In a potential suicide scene with Nina on the railway tracks, Claire finally manages to deal with her unearned guilt over her son’s death. “I was a good mother,” Nina’s ghost forces Claire to admit. The same scene triggers Sylvana’s overdue outburst at her employer’s selfishness. If Claire is the film’s subject and emotional center, Sylvana is the moral centre, an employee who knows her daughter is right about Claire’s stupidity, bitchiness and exploitative nature, but feels for her and stands by her nonetheless, until she sees the railway suicide attempt. With an unemployed husband, a disrespectful unwed nurse daughter and her own underpaid job Sylvana is a model for subordinating her own misery to others’.  She understands Claire's loss and confusion enough to retrieve the boxes of toys Claire gives the handyman.

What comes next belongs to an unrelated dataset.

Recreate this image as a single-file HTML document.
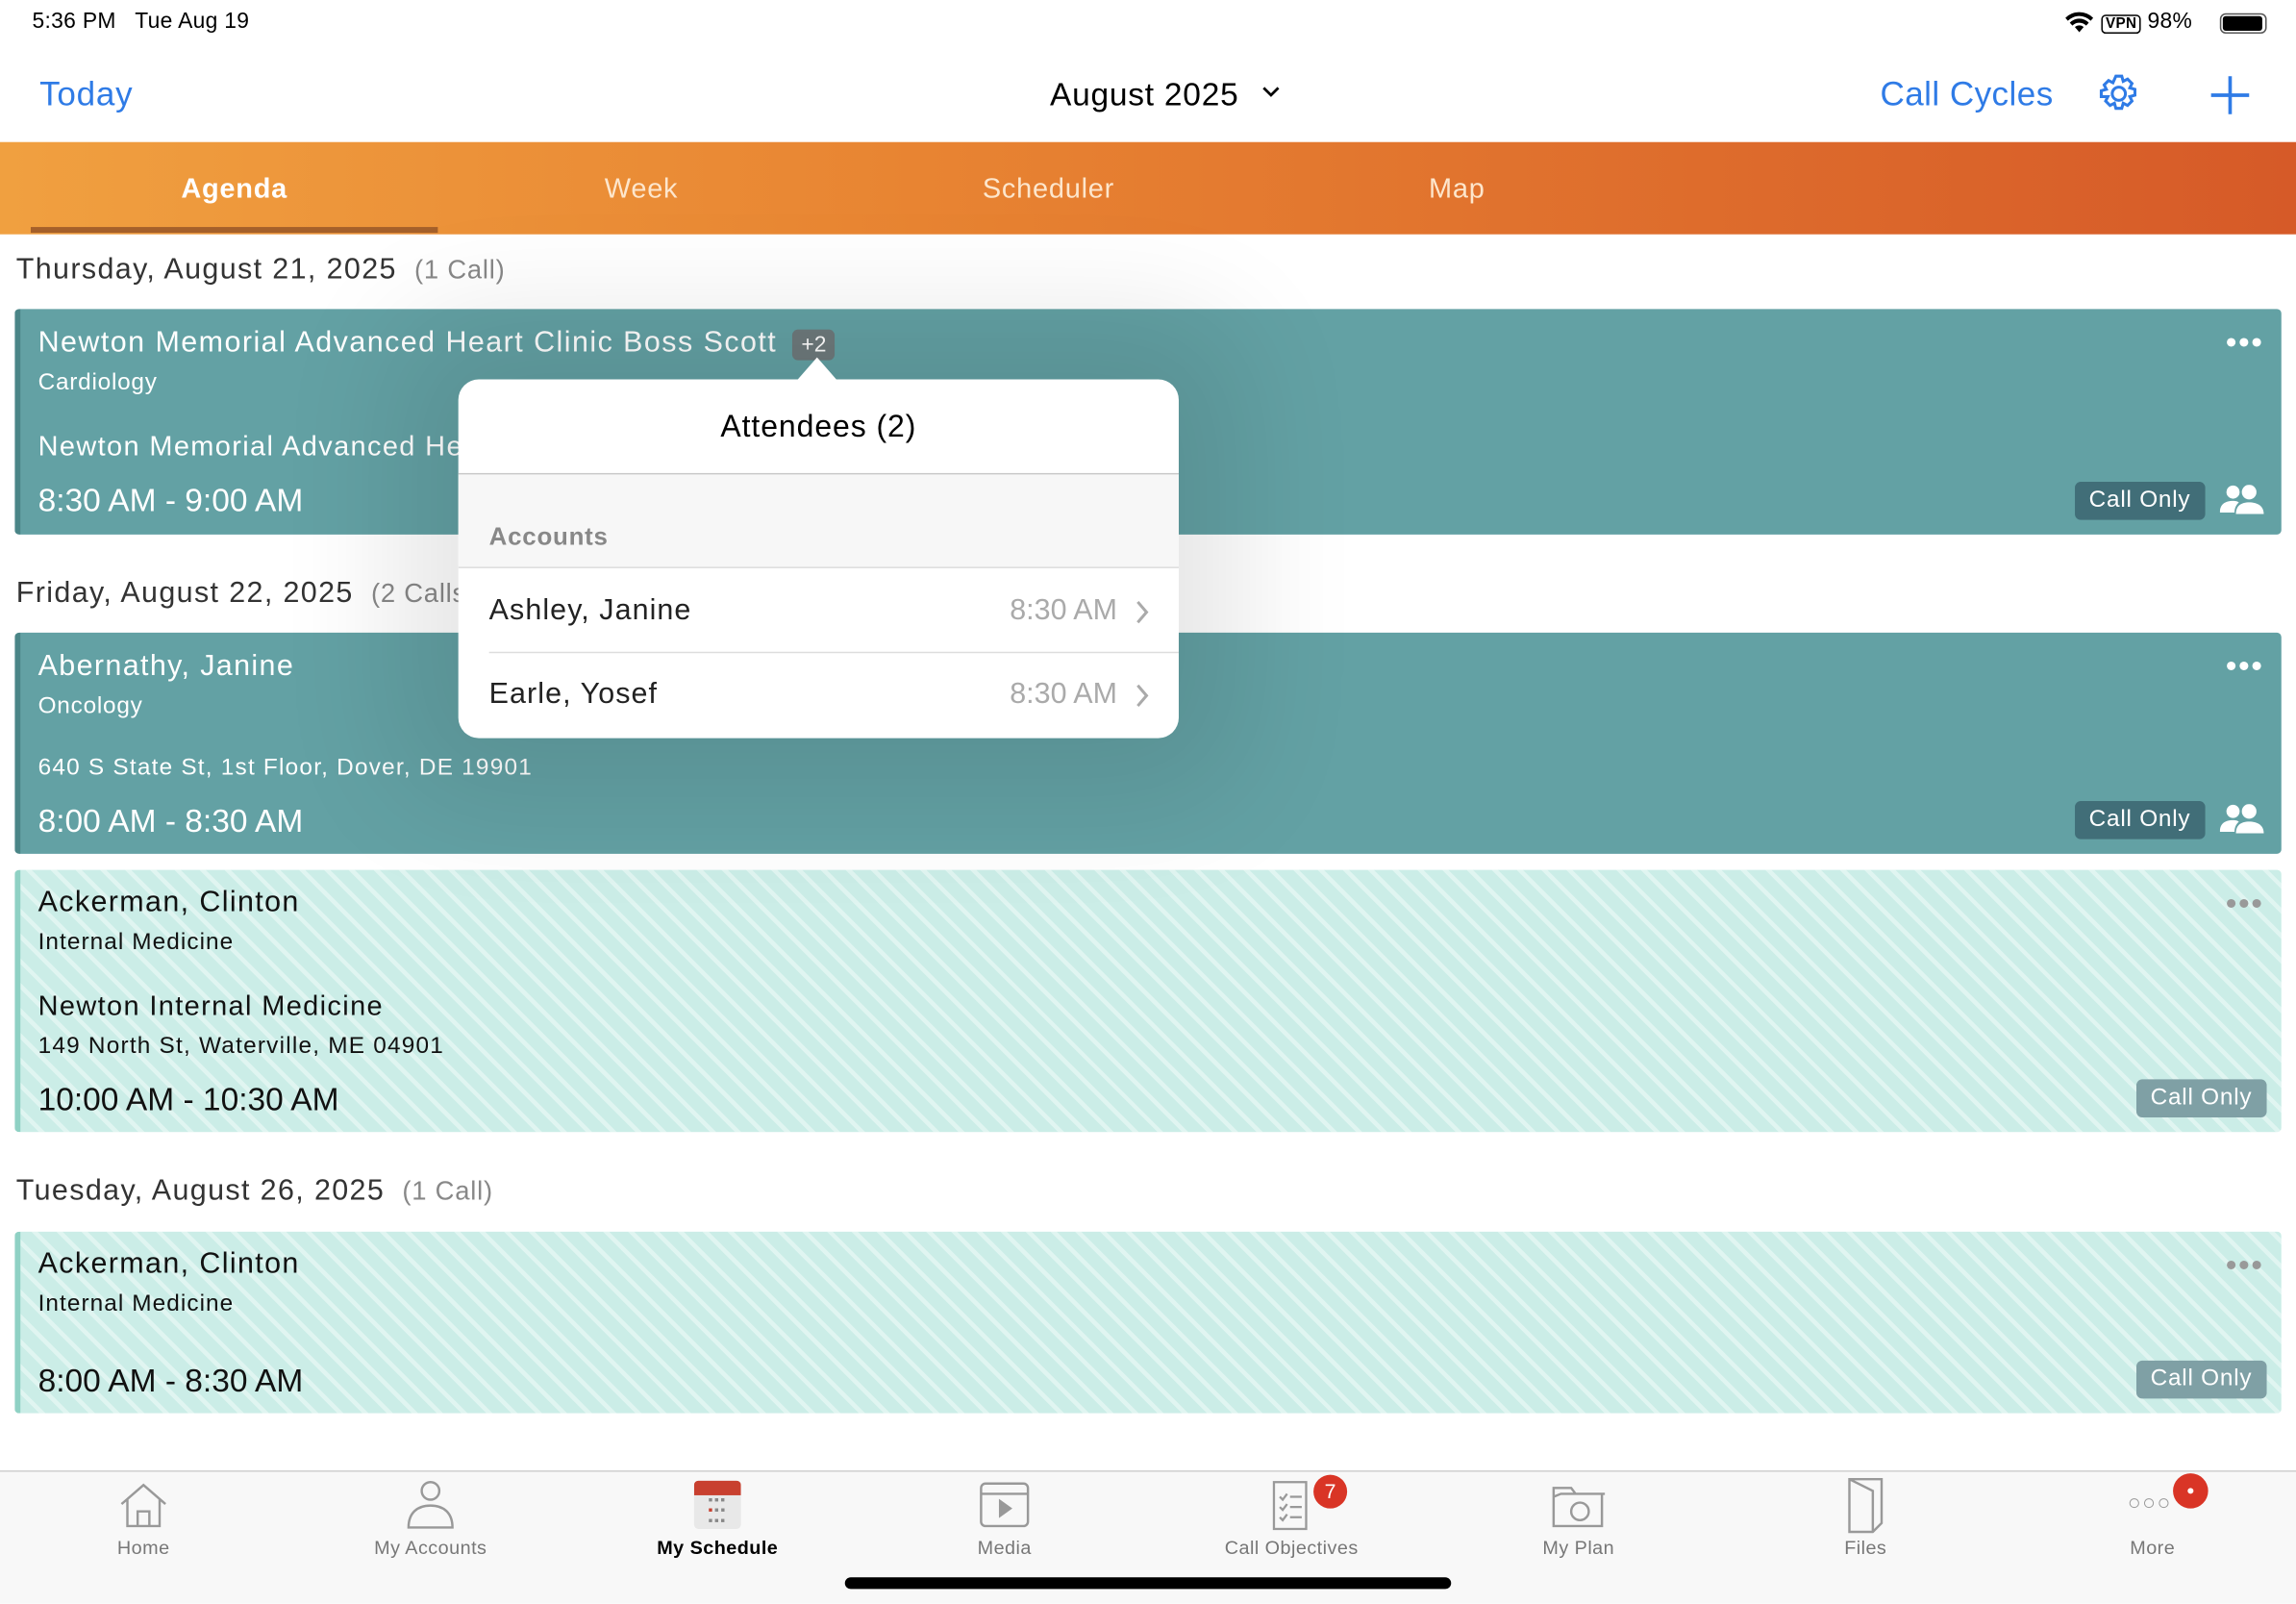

     There’s a foreshadowing of Claire’s ultimate reform in the Tijuana lunch scene. Claire sees Sylvana embarrassed at her girlhood friends’ insulting attitude and rescues her by thanking her for the lunch and taking her off. The potential to feel and to feel for others has been in Claire, but stifled by her indulgence in grief and self concern. Until the actual cakes are mentioned or seen, the title is an emblem of her self-indulgent pain. For Claire the indulgence is initially negative, selfish grief, until her gifts to the runaway and Casey show her finally reaching out to feel and to care for others. The proper indulgence of cake is celebratory, generous and the enjoyment of life.